## start Dataset section

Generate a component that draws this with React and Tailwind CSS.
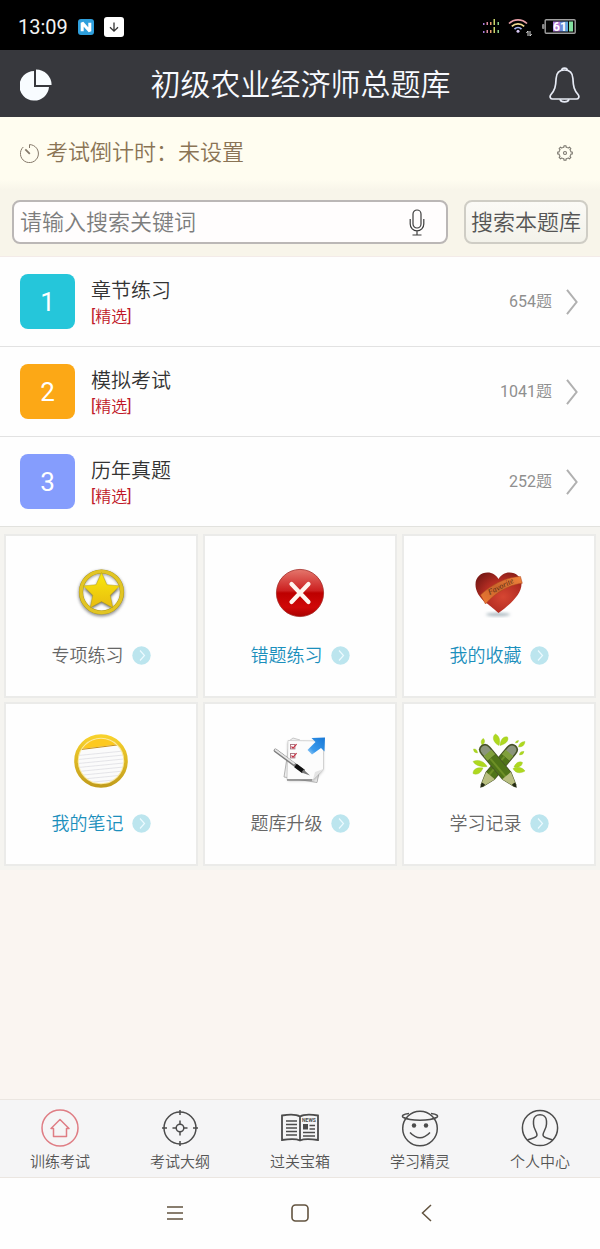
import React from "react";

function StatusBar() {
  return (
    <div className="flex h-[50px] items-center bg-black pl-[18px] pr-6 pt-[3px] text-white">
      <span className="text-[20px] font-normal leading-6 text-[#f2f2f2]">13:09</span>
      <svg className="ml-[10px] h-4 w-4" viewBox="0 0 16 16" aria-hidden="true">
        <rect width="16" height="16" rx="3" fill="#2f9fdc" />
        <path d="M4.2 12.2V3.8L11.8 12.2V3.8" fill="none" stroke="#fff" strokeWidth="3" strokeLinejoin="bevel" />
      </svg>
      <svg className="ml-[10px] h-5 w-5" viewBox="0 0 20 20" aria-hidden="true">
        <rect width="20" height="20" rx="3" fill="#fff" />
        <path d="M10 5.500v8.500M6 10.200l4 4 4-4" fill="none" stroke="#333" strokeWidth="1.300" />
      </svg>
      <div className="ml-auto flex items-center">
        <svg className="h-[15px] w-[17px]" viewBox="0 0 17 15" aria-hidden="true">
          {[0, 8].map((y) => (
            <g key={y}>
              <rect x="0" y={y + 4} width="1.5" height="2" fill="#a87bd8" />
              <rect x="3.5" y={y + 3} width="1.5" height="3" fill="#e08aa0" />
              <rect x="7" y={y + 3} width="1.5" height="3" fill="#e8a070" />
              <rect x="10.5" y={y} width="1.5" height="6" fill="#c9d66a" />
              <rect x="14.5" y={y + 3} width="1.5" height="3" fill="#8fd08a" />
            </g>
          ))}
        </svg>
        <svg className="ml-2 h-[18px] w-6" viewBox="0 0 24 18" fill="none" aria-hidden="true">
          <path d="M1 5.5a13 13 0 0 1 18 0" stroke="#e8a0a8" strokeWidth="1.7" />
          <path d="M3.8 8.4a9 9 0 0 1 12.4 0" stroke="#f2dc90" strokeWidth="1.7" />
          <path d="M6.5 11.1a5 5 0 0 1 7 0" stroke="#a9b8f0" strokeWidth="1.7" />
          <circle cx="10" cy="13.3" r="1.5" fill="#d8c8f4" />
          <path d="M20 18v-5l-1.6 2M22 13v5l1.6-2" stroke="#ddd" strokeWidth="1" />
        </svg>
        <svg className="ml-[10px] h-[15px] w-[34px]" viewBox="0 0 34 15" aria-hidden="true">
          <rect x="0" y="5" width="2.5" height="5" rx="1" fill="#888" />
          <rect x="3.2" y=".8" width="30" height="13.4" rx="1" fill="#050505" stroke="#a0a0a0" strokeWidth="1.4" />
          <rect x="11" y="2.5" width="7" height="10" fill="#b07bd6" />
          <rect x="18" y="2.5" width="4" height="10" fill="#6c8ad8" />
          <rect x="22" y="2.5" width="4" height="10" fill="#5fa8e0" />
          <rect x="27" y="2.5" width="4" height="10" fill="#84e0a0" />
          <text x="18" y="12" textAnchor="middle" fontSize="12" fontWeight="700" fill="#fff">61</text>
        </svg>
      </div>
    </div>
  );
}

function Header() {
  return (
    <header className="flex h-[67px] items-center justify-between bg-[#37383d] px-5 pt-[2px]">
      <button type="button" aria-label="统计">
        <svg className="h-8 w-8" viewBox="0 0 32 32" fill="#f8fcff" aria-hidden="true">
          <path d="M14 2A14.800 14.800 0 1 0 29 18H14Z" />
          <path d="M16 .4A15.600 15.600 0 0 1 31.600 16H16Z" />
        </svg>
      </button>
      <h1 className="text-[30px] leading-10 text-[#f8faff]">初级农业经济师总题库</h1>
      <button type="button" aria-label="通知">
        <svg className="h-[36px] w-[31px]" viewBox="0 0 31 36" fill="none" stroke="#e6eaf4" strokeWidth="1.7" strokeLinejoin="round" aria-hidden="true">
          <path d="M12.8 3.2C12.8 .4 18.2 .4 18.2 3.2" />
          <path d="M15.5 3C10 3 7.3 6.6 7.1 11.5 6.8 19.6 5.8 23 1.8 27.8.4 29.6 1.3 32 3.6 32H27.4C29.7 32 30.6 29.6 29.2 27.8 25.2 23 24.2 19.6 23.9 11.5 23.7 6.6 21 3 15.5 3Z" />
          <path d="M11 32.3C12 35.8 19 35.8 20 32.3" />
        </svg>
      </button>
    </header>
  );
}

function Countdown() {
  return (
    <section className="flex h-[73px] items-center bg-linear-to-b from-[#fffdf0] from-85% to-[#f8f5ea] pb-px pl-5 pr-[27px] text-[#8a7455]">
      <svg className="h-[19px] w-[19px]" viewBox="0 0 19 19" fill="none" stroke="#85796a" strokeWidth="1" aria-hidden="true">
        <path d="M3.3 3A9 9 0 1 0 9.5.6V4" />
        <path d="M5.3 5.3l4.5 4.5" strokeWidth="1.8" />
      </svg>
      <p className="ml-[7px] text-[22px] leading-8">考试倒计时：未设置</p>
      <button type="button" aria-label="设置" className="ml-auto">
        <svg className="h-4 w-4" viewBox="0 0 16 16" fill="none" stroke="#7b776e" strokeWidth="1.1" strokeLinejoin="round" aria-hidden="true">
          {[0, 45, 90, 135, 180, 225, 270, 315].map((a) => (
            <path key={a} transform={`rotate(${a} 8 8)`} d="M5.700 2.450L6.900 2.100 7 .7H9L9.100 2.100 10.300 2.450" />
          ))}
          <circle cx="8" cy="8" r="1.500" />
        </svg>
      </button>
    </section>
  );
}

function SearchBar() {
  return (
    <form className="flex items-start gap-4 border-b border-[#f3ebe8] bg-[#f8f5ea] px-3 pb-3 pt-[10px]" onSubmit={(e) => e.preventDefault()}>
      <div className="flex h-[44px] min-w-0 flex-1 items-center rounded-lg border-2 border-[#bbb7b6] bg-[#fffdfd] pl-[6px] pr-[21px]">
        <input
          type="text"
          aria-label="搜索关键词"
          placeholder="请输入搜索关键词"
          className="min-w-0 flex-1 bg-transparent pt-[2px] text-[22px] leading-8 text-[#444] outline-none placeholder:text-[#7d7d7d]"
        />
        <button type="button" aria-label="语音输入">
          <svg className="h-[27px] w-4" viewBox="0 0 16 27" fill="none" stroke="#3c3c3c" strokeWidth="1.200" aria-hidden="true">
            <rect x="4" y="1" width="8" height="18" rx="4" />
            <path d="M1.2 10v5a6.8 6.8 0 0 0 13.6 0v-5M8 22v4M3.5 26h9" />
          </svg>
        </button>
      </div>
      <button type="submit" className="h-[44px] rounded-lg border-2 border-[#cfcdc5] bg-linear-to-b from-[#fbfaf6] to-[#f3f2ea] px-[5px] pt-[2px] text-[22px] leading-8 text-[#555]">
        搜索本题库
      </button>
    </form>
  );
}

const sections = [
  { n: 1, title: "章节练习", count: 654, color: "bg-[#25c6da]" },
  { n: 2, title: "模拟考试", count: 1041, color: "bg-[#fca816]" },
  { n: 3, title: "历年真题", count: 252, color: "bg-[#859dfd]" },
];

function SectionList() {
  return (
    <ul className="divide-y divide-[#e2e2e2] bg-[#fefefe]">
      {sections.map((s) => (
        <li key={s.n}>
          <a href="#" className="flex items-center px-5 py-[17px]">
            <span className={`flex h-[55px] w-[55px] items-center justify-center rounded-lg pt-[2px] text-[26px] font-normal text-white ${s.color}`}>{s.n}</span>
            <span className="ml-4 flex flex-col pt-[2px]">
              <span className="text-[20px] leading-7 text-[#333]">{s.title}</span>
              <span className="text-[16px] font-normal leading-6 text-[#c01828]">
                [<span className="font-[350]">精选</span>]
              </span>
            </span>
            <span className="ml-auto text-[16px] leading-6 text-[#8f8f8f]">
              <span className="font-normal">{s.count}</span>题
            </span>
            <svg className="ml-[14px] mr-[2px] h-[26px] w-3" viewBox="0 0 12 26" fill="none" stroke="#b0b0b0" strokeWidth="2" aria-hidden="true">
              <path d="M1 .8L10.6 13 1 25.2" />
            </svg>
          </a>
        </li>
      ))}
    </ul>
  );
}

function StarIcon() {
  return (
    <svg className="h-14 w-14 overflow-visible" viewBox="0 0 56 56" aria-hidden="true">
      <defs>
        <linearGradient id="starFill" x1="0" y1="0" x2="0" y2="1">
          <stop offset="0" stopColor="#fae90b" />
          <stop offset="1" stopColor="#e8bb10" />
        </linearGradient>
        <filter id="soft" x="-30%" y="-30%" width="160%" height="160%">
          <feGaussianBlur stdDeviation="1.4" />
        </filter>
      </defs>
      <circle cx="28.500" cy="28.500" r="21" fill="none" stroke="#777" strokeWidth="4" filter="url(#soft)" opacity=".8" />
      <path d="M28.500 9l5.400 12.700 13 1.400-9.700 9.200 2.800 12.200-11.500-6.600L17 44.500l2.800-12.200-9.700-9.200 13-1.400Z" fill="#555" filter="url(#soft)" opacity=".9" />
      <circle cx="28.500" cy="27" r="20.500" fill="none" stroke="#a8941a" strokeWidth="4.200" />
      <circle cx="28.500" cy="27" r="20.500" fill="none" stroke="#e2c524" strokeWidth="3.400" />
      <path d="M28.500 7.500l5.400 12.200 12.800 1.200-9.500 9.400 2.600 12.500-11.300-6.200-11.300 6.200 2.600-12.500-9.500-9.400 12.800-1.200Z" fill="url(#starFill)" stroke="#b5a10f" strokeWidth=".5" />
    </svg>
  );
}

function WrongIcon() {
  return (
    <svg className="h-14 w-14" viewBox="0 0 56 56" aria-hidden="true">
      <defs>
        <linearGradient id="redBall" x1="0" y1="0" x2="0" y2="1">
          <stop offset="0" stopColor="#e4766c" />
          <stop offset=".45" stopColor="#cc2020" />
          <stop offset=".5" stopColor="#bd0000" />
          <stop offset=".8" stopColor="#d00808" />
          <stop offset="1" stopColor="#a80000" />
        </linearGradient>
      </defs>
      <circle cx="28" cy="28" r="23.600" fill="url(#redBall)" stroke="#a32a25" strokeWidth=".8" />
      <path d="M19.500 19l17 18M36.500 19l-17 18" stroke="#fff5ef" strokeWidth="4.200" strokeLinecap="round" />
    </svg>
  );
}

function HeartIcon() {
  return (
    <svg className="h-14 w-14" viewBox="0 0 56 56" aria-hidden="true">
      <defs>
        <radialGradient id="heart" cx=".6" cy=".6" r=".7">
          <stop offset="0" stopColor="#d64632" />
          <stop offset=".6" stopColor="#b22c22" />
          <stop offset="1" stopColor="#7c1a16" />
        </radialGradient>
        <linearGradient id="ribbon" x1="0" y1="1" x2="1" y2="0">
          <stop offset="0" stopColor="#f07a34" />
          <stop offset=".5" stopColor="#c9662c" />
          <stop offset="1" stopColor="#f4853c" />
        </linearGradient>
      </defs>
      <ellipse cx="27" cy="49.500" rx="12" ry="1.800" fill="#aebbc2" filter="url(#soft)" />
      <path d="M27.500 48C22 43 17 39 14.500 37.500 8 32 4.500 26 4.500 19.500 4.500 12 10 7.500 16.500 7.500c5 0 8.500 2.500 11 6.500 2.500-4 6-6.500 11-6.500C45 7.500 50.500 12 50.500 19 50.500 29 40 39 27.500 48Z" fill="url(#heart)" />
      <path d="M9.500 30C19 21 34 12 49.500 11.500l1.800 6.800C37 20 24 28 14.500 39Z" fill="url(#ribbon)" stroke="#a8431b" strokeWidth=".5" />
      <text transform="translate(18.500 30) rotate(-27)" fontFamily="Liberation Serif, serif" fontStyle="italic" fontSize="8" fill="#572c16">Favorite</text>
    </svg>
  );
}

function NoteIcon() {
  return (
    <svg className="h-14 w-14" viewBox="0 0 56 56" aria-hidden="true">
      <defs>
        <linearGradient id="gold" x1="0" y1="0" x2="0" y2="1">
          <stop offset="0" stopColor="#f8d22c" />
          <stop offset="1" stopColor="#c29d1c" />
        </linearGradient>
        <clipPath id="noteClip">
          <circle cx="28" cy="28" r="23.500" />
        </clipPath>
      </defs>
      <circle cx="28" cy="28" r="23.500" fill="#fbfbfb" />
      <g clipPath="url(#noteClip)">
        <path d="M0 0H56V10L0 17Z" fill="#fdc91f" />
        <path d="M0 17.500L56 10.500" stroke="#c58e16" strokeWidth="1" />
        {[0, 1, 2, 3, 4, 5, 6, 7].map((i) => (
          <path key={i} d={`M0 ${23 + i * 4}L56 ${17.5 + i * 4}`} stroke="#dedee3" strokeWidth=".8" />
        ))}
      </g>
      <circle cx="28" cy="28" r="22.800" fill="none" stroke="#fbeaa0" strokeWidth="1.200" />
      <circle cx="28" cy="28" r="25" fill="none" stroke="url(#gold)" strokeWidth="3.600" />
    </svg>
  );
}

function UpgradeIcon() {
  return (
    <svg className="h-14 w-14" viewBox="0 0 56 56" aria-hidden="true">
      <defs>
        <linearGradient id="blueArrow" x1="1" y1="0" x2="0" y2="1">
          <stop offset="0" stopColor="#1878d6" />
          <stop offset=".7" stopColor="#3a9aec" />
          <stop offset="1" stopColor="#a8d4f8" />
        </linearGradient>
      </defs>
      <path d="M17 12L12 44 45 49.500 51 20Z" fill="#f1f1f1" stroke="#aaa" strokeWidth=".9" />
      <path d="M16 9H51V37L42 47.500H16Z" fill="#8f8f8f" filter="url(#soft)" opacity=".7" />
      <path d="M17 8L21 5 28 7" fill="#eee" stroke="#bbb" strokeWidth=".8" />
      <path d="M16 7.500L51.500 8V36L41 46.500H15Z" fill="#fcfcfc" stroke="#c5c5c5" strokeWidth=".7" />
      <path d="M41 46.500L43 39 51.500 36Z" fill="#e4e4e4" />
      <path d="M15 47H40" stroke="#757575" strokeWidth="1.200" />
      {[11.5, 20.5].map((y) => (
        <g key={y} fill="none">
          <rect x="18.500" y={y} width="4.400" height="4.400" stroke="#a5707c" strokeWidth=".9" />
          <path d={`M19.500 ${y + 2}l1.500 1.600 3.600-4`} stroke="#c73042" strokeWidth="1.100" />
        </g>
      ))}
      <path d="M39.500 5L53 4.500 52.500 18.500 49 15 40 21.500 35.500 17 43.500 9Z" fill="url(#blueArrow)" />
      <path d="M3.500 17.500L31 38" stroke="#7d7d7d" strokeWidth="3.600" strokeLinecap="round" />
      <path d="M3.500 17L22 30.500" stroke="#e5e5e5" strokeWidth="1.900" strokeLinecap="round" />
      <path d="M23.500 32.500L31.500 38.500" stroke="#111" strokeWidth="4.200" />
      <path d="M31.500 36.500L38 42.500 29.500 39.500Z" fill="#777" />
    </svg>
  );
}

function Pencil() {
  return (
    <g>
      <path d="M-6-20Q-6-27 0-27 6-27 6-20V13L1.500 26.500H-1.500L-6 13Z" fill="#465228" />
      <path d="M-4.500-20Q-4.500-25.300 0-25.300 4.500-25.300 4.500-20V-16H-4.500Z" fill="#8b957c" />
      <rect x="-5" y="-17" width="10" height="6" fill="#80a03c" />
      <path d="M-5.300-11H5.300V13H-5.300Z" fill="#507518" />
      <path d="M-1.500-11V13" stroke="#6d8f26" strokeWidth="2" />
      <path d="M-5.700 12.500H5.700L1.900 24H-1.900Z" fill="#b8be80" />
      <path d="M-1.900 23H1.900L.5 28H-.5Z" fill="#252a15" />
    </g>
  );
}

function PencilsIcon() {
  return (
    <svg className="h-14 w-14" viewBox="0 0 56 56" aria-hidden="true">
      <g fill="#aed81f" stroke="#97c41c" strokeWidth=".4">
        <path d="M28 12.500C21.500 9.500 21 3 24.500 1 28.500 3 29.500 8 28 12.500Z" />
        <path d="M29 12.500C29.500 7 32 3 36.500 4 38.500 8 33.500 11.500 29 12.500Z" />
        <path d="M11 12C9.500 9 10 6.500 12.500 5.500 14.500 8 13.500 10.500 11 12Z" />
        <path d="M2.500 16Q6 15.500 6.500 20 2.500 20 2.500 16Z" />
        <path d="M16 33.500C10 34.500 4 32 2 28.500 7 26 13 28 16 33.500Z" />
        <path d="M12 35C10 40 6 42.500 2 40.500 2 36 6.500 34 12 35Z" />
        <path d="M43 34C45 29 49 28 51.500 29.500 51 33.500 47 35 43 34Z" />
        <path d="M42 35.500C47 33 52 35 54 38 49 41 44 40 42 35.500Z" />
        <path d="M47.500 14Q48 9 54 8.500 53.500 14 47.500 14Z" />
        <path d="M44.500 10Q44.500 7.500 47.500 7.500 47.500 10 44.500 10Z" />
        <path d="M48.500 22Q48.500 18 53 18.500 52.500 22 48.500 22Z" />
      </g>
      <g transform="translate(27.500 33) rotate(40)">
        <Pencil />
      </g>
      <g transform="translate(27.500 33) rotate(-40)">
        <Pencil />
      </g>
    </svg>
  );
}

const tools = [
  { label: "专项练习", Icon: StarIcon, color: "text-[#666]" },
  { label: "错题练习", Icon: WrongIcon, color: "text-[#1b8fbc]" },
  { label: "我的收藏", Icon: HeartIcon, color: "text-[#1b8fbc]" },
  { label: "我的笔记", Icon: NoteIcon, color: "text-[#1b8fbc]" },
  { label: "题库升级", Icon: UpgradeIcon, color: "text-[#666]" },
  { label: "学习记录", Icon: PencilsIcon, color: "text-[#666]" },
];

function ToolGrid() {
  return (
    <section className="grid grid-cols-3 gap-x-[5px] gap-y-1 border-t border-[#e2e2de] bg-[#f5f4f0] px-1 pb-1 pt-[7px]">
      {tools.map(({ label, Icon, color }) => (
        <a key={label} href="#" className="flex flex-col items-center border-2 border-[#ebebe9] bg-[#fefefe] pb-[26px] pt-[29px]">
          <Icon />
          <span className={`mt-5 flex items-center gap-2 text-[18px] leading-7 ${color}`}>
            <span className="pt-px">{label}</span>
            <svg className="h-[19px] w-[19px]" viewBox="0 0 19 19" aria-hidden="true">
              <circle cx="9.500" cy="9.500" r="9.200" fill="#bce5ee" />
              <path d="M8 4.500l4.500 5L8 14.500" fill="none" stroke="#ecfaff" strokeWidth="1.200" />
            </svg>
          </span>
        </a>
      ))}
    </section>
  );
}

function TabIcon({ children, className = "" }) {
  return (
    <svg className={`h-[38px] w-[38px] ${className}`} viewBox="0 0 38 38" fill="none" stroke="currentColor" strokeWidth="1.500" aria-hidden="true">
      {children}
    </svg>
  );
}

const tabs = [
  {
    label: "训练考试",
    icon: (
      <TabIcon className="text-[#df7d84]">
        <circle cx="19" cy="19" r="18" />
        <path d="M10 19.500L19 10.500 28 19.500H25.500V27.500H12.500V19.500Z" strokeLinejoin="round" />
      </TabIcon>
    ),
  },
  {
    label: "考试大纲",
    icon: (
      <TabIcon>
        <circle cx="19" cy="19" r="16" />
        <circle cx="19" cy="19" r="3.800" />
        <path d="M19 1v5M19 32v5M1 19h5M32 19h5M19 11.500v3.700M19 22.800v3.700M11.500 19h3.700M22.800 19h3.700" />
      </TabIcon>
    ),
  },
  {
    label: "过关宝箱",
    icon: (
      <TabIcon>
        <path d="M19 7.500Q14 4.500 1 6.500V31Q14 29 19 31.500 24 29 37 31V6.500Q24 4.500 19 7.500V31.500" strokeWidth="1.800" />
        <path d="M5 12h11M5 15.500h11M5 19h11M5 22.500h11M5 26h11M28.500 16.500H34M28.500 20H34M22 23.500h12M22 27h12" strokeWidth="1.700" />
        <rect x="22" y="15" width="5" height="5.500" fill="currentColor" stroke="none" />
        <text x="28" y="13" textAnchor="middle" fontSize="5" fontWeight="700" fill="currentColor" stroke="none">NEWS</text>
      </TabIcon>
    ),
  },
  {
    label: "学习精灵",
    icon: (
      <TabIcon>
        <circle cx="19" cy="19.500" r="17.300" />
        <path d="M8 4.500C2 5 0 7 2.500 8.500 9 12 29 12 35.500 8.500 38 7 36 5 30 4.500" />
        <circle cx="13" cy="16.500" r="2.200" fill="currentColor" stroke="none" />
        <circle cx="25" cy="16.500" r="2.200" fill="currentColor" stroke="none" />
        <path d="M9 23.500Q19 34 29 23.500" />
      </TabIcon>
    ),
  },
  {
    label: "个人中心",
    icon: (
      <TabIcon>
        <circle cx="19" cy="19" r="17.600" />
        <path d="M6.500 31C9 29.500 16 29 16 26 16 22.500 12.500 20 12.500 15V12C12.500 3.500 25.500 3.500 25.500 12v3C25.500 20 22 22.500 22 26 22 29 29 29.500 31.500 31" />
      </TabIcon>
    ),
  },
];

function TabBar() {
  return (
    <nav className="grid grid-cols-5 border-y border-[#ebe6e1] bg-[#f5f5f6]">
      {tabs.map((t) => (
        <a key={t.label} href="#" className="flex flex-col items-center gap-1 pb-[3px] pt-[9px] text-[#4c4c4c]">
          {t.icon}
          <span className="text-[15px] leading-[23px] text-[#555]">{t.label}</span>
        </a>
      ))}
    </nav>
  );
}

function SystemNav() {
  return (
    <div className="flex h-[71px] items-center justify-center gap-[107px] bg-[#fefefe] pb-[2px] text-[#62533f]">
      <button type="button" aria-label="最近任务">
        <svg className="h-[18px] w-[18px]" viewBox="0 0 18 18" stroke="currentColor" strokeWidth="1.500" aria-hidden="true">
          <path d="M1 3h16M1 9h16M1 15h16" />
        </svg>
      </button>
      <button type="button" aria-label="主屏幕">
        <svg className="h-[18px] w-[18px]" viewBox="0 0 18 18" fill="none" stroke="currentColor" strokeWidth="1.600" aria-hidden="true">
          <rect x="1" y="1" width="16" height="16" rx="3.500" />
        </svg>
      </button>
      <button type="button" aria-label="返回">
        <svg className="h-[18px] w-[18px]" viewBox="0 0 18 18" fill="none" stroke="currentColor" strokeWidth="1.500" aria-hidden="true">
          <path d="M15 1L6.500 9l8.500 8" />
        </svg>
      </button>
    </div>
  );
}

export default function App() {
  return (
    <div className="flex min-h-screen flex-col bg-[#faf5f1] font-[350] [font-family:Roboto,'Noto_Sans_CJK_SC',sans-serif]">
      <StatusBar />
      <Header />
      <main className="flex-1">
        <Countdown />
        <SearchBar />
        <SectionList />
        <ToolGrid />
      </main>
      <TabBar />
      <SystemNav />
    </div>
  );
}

## end Dataset section

Task prompt » Reproduce only the lines from the beginning of the data through the line that contains "import React from", both included, and please drop the pictures.

Response to the exercise »
Generate a component that draws this with React and Tailwind CSS.
import React from "react";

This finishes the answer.